◆ **Short exercise**
Every line below is to be copied exactly, with the pictures left out.

◆ **Material**

★ ★ ★

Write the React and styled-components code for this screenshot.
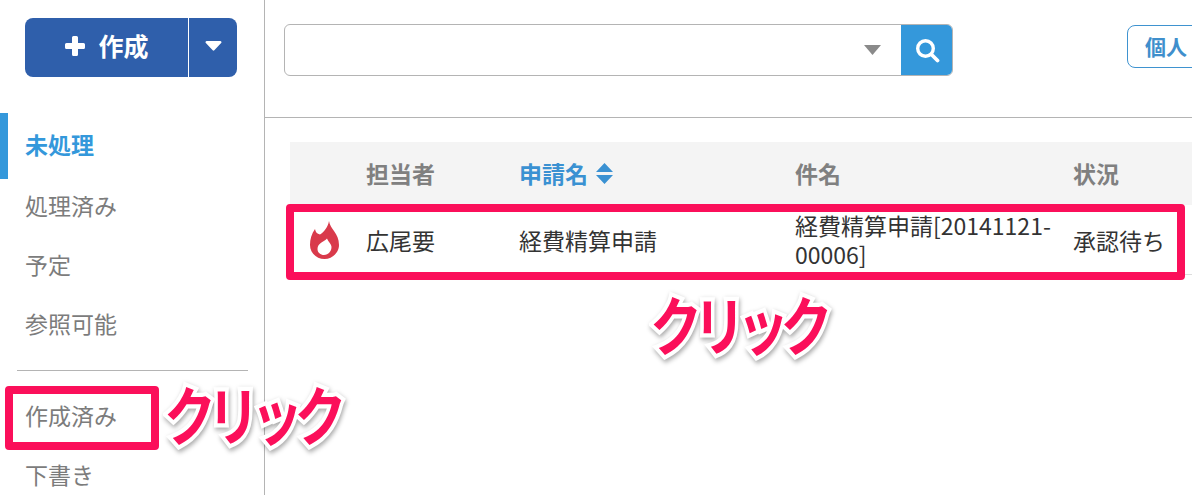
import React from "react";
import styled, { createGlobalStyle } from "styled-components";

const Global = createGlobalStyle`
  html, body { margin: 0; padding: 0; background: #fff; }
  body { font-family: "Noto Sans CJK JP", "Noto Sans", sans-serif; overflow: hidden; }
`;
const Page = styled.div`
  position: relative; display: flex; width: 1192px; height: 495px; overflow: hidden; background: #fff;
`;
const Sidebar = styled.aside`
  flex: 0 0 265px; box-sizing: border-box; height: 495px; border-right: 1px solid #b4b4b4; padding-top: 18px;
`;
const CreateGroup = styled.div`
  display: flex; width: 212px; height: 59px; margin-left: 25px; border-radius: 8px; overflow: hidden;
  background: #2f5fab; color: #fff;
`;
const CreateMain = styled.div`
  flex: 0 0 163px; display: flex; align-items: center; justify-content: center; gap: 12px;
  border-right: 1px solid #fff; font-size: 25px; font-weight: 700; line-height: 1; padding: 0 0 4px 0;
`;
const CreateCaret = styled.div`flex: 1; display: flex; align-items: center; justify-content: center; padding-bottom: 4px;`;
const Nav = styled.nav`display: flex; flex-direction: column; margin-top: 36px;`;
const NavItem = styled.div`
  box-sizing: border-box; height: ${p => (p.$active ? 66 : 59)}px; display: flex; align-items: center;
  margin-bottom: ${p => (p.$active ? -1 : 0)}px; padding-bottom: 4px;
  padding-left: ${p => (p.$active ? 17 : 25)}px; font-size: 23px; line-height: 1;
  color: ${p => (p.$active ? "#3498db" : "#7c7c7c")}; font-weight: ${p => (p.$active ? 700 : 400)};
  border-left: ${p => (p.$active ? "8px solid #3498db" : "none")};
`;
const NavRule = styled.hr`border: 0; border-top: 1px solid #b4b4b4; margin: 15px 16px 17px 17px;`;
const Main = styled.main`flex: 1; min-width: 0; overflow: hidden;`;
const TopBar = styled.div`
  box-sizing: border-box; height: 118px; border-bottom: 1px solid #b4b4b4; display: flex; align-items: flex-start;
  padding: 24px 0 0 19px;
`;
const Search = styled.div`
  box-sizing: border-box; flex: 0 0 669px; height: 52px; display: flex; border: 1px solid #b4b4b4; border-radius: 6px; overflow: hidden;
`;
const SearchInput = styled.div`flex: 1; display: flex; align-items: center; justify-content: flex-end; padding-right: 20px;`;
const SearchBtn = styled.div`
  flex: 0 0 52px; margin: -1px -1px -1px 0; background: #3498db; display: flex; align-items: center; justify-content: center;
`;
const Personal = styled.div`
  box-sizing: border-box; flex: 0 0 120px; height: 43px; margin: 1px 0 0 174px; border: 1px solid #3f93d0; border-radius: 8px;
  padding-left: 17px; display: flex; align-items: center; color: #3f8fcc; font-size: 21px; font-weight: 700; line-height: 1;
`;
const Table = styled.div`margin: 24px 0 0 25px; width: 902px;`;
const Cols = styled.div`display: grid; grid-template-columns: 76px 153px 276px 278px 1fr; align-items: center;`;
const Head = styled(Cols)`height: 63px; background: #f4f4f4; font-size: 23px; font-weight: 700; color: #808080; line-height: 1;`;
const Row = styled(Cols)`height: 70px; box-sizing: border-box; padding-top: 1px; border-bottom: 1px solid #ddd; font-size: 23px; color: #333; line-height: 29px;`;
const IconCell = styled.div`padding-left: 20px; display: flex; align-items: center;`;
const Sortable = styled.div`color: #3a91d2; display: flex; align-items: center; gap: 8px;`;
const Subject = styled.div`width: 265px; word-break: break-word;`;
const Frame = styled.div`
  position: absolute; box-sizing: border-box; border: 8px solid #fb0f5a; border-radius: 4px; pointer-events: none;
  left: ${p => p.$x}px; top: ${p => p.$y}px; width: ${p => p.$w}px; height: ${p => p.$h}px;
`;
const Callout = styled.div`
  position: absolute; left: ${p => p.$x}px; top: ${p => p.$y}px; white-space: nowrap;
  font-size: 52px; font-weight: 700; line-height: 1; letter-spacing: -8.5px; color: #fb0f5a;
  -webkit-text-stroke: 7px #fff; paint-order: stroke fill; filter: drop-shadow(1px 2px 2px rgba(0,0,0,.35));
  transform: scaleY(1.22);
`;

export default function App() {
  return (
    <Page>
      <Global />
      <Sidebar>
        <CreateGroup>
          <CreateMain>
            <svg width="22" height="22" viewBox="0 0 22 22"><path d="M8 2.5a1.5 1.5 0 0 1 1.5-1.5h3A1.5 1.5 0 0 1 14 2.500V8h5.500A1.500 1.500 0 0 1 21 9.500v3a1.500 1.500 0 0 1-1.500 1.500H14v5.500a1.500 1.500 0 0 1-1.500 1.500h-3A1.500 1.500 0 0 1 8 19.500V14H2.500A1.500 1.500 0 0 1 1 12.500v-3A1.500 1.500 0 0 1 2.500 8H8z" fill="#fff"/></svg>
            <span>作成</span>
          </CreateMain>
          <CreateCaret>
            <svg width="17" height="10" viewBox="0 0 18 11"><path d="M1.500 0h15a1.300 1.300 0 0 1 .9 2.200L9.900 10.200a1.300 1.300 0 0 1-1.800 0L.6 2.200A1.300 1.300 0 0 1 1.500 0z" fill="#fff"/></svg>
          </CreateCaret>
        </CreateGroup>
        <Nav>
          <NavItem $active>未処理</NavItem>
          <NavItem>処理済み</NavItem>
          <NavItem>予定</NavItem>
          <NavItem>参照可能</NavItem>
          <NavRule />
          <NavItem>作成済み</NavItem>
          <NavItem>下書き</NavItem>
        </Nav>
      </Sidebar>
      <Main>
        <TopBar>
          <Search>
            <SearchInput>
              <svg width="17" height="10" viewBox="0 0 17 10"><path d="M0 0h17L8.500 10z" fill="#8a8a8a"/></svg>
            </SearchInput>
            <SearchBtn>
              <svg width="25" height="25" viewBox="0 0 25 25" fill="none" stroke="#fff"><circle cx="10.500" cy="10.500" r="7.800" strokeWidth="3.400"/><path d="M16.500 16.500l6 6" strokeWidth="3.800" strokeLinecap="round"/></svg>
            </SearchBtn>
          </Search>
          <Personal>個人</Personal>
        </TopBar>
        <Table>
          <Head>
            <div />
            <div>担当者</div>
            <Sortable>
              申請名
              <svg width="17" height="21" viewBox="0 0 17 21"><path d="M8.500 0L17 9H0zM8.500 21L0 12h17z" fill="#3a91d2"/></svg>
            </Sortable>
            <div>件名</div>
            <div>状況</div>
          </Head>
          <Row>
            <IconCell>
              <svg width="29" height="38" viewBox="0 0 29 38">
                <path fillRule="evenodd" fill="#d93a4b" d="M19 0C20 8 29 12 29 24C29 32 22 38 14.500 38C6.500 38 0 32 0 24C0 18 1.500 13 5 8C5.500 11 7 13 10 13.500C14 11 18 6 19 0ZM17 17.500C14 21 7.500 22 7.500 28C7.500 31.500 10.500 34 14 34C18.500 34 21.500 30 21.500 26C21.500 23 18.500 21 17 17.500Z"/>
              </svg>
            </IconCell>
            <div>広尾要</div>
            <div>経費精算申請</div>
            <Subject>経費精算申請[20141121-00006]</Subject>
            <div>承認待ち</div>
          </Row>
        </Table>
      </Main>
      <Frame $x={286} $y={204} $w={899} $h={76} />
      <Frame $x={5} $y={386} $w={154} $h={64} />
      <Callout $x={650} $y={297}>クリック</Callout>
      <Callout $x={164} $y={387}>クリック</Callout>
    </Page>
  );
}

★ ★ ★

◆ **The solution**
Write the React and styled-components code for this screenshot.
import React from "react";
import styled, { createGlobalStyle } from "styled-components";

const Global = createGlobalStyle`
  html, body { margin: 0; padding: 0; background: #fff; }
  body { font-family: "Noto Sans CJK JP", "Noto Sans", sans-serif; overflow: hidden; }
`;
const Page = styled.div`
  position: relative; display: flex; width: 1192px; height: 495px; overflow: hidden; background: #fff;
`;
const Sidebar = styled.aside`
  flex: 0 0 265px; box-sizing: border-box; height: 495px; border-right: 1px solid #b4b4b4; padding-top: 18px;
`;
const CreateGroup = styled.div`
  display: flex; width: 212px; height: 59px; margin-left: 25px; border-radius: 8px; overflow: hidden;
  background: #2f5fab; color: #fff;
`;
const CreateMain = styled.div`
  flex: 0 0 163px; display: flex; align-items: center; justify-content: center; gap: 12px;
  border-right: 1px solid #fff; font-size: 25px; font-weight: 700; line-height: 1; padding: 0 0 4px 0;
`;
const CreateCaret = styled.div`flex: 1; display: flex; align-items: center; justify-content: center; padding-bottom: 4px;`;
const Nav = styled.nav`display: flex; flex-direction: column; margin-top: 36px;`;
const NavItem = styled.div`
  box-sizing: border-box; height: ${p => (p.$active ? 66 : 59)}px; display: flex; align-items: center;
  margin-bottom: ${p => (p.$active ? -1 : 0)}px; padding-bottom: 4px;
  padding-left: ${p => (p.$active ? 17 : 25)}px; font-size: 23px; line-height: 1;
  color: ${p => (p.$active ? "#3498db" : "#7c7c7c")}; font-weight: ${p => (p.$active ? 700 : 400)};
  border-left: ${p => (p.$active ? "8px solid #3498db" : "none")};
`;
const NavRule = styled.hr`border: 0; border-top: 1px solid #b4b4b4; margin: 15px 16px 17px 17px;`;
const Main = styled.main`flex: 1; min-width: 0; overflow: hidden;`;
const TopBar = styled.div`
  box-sizing: border-box; height: 118px; border-bottom: 1px solid #b4b4b4; display: flex; align-items: flex-start;
  padding: 24px 0 0 19px;
`;
const Search = styled.div`
  box-sizing: border-box; flex: 0 0 669px; height: 52px; display: flex; border: 1px solid #b4b4b4; border-radius: 6px; overflow: hidden;
`;
const SearchInput = styled.div`flex: 1; display: flex; align-items: center; justify-content: flex-end; padding-right: 20px;`;
const SearchBtn = styled.div`
  flex: 0 0 52px; margin: -1px -1px -1px 0; background: #3498db; display: flex; align-items: center; justify-content: center;
`;
const Personal = styled.div`
  box-sizing: border-box; flex: 0 0 120px; height: 43px; margin: 1px 0 0 174px; border: 1px solid #3f93d0; border-radius: 8px;
  padding-left: 17px; display: flex; align-items: center; color: #3f8fcc; font-size: 21px; font-weight: 700; line-height: 1;
`;
const Table = styled.div`margin: 24px 0 0 25px; width: 902px;`;
const Cols = styled.div`display: grid; grid-template-columns: 76px 153px 276px 278px 1fr; align-items: center;`;
const Head = styled(Cols)`height: 63px; background: #f4f4f4; font-size: 23px; font-weight: 700; color: #808080; line-height: 1;`;
const Row = styled(Cols)`height: 70px; box-sizing: border-box; padding-top: 1px; border-bottom: 1px solid #ddd; font-size: 23px; color: #333; line-height: 29px;`;
const IconCell = styled.div`padding-left: 20px; display: flex; align-items: center;`;
const Sortable = styled.div`color: #3a91d2; display: flex; align-items: center; gap: 8px;`;
const Subject = styled.div`width: 265px; word-break: break-word;`;
const Frame = styled.div`
  position: absolute; box-sizing: border-box; border: 8px solid #fb0f5a; border-radius: 4px; pointer-events: none;
  left: ${p => p.$x}px; top: ${p => p.$y}px; width: ${p => p.$w}px; height: ${p => p.$h}px;
`;
const Callout = styled.div`
  position: absolute; left: ${p => p.$x}px; top: ${p => p.$y}px; white-space: nowrap;
  font-size: 52px; font-weight: 700; line-height: 1; letter-spacing: -8.5px; color: #fb0f5a;
  -webkit-text-stroke: 7px #fff; paint-order: stroke fill; filter: drop-shadow(1px 2px 2px rgba(0,0,0,.35));
  transform: scaleY(1.22);
`;

export default function App() {
  return (
    <Page>
      <Global />
      <Sidebar>
        <CreateGroup>
          <CreateMain>
            <svg width="22" height="22" viewBox="0 0 22 22"><path d="M8 2.5a1.5 1.5 0 0 1 1.5-1.5h3A1.5 1.5 0 0 1 14 2.500V8h5.500A1.500 1.500 0 0 1 21 9.500v3a1.500 1.500 0 0 1-1.500 1.500H14v5.500a1.500 1.500 0 0 1-1.500 1.500h-3A1.500 1.500 0 0 1 8 19.500V14H2.500A1.500 1.500 0 0 1 1 12.500v-3A1.500 1.500 0 0 1 2.500 8H8z" fill="#fff"/></svg>
            <span>作成</span>
          </CreateMain>
          <CreateCaret>
            <svg width="17" height="10" viewBox="0 0 18 11"><path d="M1.500 0h15a1.300 1.300 0 0 1 .9 2.200L9.900 10.200a1.300 1.300 0 0 1-1.800 0L.6 2.200A1.300 1.300 0 0 1 1.500 0z" fill="#fff"/></svg>
          </CreateCaret>
        </CreateGroup>
        <Nav>
          <NavItem $active>未処理</NavItem>
          <NavItem>処理済み</NavItem>
          <NavItem>予定</NavItem>
          <NavItem>参照可能</NavItem>
          <NavRule />
          <NavItem>作成済み</NavItem>
          <NavItem>下書き</NavItem>
        </Nav>
      </Sidebar>
      <Main>
        <TopBar>
          <Search>
            <SearchInput>
              <svg width="17" height="10" viewBox="0 0 17 10"><path d="M0 0h17L8.500 10z" fill="#8a8a8a"/></svg>
            </SearchInput>
            <SearchBtn>
              <svg width="25" height="25" viewBox="0 0 25 25" fill="none" stroke="#fff"><circle cx="10.500" cy="10.500" r="7.800" strokeWidth="3.400"/><path d="M16.500 16.500l6 6" strokeWidth="3.800" strokeLinecap="round"/></svg>
            </SearchBtn>
          </Search>
          <Personal>個人</Personal>
        </TopBar>
        <Table>
          <Head>
            <div />
            <div>担当者</div>
            <Sortable>
              申請名
              <svg width="17" height="21" viewBox="0 0 17 21"><path d="M8.500 0L17 9H0zM8.500 21L0 12h17z" fill="#3a91d2"/></svg>
            </Sortable>
            <div>件名</div>
            <div>状況</div>
          </Head>
          <Row>
            <IconCell>
              <svg width="29" height="38" viewBox="0 0 29 38">
                <path fillRule="evenodd" fill="#d93a4b" d="M19 0C20 8 29 12 29 24C29 32 22 38 14.500 38C6.500 38 0 32 0 24C0 18 1.500 13 5 8C5.500 11 7 13 10 13.500C14 11 18 6 19 0ZM17 17.500C14 21 7.500 22 7.500 28C7.500 31.500 10.500 34 14 34C18.500 34 21.500 30 21.500 26C21.500 23 18.500 21 17 17.500Z"/>
              </svg>
            </IconCell>
            <div>広尾要</div>
            <div>経費精算申請</div>
            <Subject>経費精算申請[20141121-00006]</Subject>
            <div>承認待ち</div>
          </Row>
        </Table>
      </Main>
      <Frame $x={286} $y={204} $w={899} $h={76} />
      <Frame $x={5} $y={386} $w={154} $h={64} />
      <Callout $x={650} $y={297}>クリック</Callout>
      <Callout $x={164} $y={387}>クリック</Callout>
    </Page>
  );
}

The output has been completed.